Not leaving it all on the field
When Rep. Mia Love gave her concession speech last week, she hammered President Trump for making fun of her loss the week before, as well as Republicans generally, for their treatment of minorities. “I am unleashed, I am untethered, and I am unshackled, and I can say exactly what’s on my mind,” she announced. But why didn’t she say what was on her mind before now?
It’s hard not to think she could have made more of a difference with the honesty she saved for the day after she lost instead of using it on the day she first won.
Sen. Claire McCaskill had a similar moment of truth telling with NPR after she lost her race. “I just think Tom Cotton is kind of rude. He’s just not very friendly,” she said. “Ted Cruz has gotten more friendly. He has been much more warm and friendly and funny. It’s probably very rude of me to name names, but what the hell, right?”

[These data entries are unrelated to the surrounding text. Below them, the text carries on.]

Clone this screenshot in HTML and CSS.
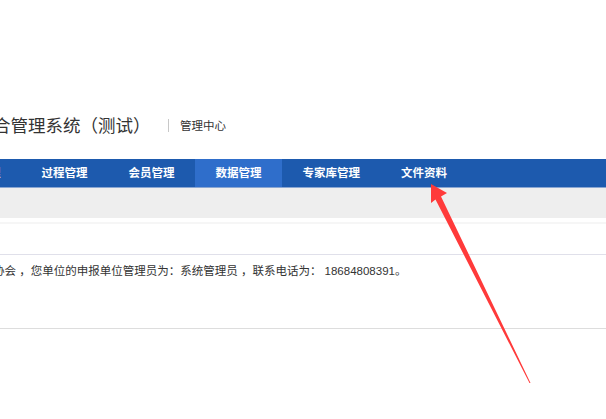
FILE: index.html
```html
<!DOCTYPE html>
<html>
<head>
  <link rel="stylesheet" href="styles.css">
</head>
<body>
  <div class="page">
    <div class="brand">
      <div class="title">项目综合管理系统（测试）</div>
      <div class="sep"></div>
      <div class="sub">管理中心</div>
    </div>

    <div class="nav">
      <a>申报管理</a>
      <a>过程管理</a>
      <a>会员管理</a>
      <a class="active">数据管理</a>
      <a>专家库管理</a>
      <a>文件资料</a>
    </div>

    <div class="crumbs"></div>

    <div class="panel">
      <div class="panel-head"></div>
      <div class="panel-body">欢迎来到协会 ，您单位的申报单位管理员为：系统管理员 ，联系电话为： 18684808391。</div>
    </div>
  </div>

  <svg class="mark" width="606" height="419" viewBox="0 0 606 419">
    <polygon points="431,184 447,193 441,196.5 530.5,383 529.5,383 435.5,199.5 431,203" fill="#ff3a3a"/>
  </svg>
</body>
</html>
```

FILE: styles.css
```css
html, body {
  margin: 0;
  padding: 0;
  background: #fff;
  overflow: hidden;
}
body {
  font-family: "Liberation Sans", "Noto Sans CJK SC", sans-serif;
  color: #333;
  width: 606px;
  height: 419px;
  position: relative;
}
.page {
  margin-left: -66px;
  width: 760px;
}
.brand {
  display: flex;
  align-items: center;
  height: 24px;
  margin-top: 112px;
  margin-bottom: 23px;
  padding-left: 6.5px;
}
.title {
  font-size: 17.5px;
  color: #333;
  white-space: nowrap;
}
.sep {
  width: 1px;
  height: 13px;
  background: #c8c8c8;
  margin: 2px 11px 0 17.5px;
}
.sub {
  font-size: 11.5px;
  color: #333;
  margin-top: 2px;
}
.nav {
  display: flex;
  height: 28px;
  background: #1d5aae;
  border-bottom: 1px solid #8aa6d2;
}
.nav a {
  padding: 0 20.5px;
  line-height: 28px;
  font-size: 11.5px;
  font-weight: bold;
  color: #fff;
  white-space: nowrap;
}
.nav a.active {
  background: #2f6ecb;
}
.crumbs {
  height: 30px;
  background: #eeeeee;
}
.panel {
  margin-top: 4px;
  border-top: 2px solid #f6f6f6;
}
.panel-head {
  height: 30px;
  border-bottom: 1px solid #e0e0ea;
}
.panel-body {
  padding: 6px 13px 47px;
  line-height: 20px;
  font-size: 11.5px;
  color: #333;
  white-space: nowrap;
  border-bottom: 1px solid #dddddd;
}
.mark {
  position: absolute;
  top: 0;
  left: 0;
  pointer-events: none;
}
```
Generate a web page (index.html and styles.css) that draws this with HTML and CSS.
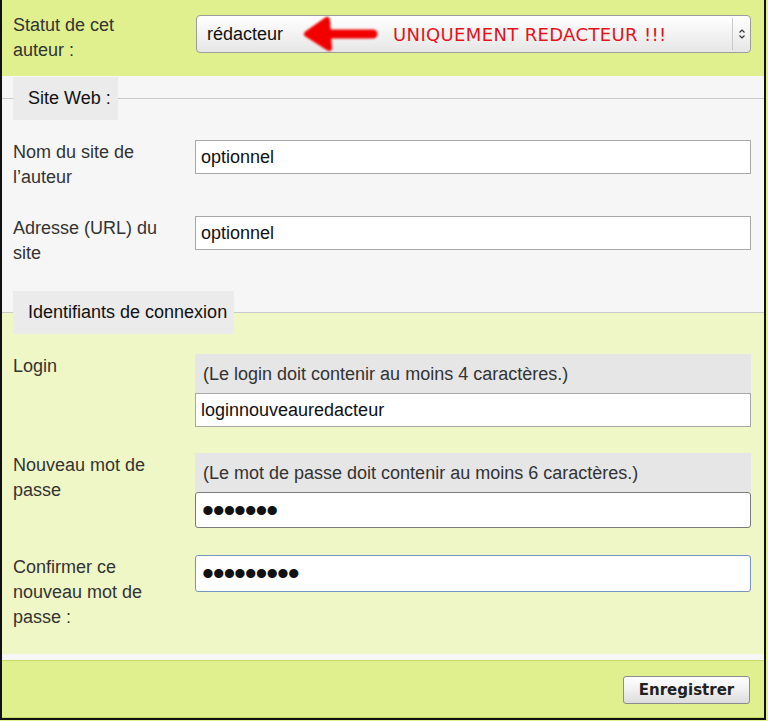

Right. McCaskill added that she thinks some other senators should be more open and honest before the next election. “I would be nervous if I were some of the Republicans, that are my friends and colleagues in the Senate, that, like me, have held their tongue.” You can understand why McCaskill, a Democratic senator in a red state like Missouri, would have held her tongue. But I wish she hadn’t. Imagine what else we would have known about the president — and about her — had she been as open before her election.
At the end of every politicians’ career, they usually realize that they can’t control the political environment they’ll run in; they can’t control the economy; and they certainly can’t control this president. They cannot control whether they’ll win or lose, but they can always decide whether they’ll do what they think is right.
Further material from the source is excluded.